Goal:
Using the listing beneath this task, count the lines with the word "page" and write only the result.
··· Entries shown
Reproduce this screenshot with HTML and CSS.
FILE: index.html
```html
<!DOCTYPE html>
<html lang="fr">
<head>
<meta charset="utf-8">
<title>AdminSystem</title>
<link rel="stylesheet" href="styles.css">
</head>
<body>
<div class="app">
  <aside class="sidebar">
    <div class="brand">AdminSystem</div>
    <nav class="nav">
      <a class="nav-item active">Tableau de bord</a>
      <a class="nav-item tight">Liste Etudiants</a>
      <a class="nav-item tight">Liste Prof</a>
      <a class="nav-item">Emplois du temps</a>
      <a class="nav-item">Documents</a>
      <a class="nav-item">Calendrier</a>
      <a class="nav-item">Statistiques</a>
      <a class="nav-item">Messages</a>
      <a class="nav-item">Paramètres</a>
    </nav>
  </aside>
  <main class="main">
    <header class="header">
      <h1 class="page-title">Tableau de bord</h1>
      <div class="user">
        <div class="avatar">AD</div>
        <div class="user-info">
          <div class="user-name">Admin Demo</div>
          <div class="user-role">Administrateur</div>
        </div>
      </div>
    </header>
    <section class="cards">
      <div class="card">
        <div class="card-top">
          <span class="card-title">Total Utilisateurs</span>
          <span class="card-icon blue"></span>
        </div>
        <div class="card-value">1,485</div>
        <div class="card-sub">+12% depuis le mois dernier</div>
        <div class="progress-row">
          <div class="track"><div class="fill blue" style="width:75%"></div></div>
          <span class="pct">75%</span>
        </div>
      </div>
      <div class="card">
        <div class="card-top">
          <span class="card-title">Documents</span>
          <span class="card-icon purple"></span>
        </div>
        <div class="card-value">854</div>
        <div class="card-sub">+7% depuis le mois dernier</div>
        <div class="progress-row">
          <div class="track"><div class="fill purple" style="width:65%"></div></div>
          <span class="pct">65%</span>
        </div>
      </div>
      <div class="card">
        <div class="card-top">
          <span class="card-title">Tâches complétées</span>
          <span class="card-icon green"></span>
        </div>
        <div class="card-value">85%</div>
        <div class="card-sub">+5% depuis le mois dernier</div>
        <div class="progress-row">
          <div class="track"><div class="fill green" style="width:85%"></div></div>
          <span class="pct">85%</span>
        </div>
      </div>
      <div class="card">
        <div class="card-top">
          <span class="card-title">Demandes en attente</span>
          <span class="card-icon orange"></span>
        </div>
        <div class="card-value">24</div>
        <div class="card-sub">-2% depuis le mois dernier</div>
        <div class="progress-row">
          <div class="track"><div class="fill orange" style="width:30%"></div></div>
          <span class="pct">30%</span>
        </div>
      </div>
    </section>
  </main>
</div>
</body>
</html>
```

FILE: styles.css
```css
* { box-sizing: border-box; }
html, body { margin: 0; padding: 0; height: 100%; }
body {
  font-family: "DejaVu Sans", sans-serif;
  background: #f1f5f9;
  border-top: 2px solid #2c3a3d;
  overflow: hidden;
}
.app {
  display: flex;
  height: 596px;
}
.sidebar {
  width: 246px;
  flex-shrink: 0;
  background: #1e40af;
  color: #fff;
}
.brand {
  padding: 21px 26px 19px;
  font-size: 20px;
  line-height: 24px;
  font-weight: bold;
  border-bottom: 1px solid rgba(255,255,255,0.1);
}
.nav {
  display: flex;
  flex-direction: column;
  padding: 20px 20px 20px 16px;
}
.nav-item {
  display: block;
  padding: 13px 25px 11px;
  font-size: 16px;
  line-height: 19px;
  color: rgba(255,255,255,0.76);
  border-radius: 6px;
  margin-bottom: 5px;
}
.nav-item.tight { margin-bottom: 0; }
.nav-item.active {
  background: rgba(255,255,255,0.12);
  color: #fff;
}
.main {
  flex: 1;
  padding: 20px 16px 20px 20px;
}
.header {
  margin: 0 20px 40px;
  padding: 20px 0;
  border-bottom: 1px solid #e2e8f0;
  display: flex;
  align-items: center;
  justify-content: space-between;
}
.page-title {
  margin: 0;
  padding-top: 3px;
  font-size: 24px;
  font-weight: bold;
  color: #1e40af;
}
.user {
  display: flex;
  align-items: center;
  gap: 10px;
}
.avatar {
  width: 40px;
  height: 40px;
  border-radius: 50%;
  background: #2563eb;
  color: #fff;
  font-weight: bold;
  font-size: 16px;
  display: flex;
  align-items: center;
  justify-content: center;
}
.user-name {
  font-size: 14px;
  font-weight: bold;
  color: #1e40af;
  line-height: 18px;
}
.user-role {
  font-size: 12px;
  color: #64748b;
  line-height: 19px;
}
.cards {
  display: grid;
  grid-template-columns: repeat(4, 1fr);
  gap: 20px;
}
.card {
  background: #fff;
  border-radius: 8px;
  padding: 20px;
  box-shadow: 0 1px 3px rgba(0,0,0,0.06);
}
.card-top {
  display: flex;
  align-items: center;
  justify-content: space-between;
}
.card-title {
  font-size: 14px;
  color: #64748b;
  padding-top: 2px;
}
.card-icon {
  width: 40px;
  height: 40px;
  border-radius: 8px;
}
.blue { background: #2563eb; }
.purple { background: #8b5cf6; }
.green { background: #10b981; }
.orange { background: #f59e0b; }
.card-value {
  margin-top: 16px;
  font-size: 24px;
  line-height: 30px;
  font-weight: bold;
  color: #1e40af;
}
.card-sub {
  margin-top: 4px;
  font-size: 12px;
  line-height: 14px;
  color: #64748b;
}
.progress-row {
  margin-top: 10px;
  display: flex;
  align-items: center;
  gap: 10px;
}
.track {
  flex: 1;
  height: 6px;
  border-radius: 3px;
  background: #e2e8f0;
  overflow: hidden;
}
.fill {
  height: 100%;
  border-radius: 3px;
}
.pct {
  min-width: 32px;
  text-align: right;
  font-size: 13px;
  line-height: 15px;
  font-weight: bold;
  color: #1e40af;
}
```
······
··· Entries shown
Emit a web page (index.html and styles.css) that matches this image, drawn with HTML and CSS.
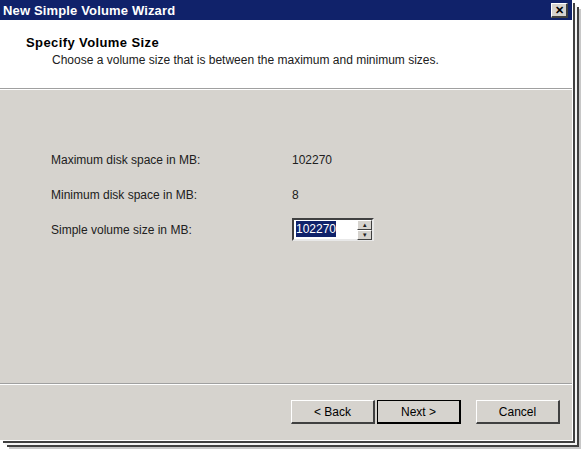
······
··· Entries shown
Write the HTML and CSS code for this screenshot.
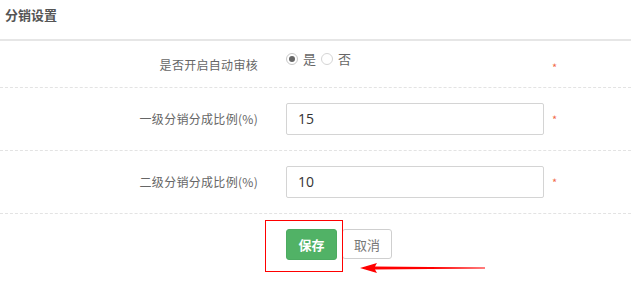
······
Reply:
3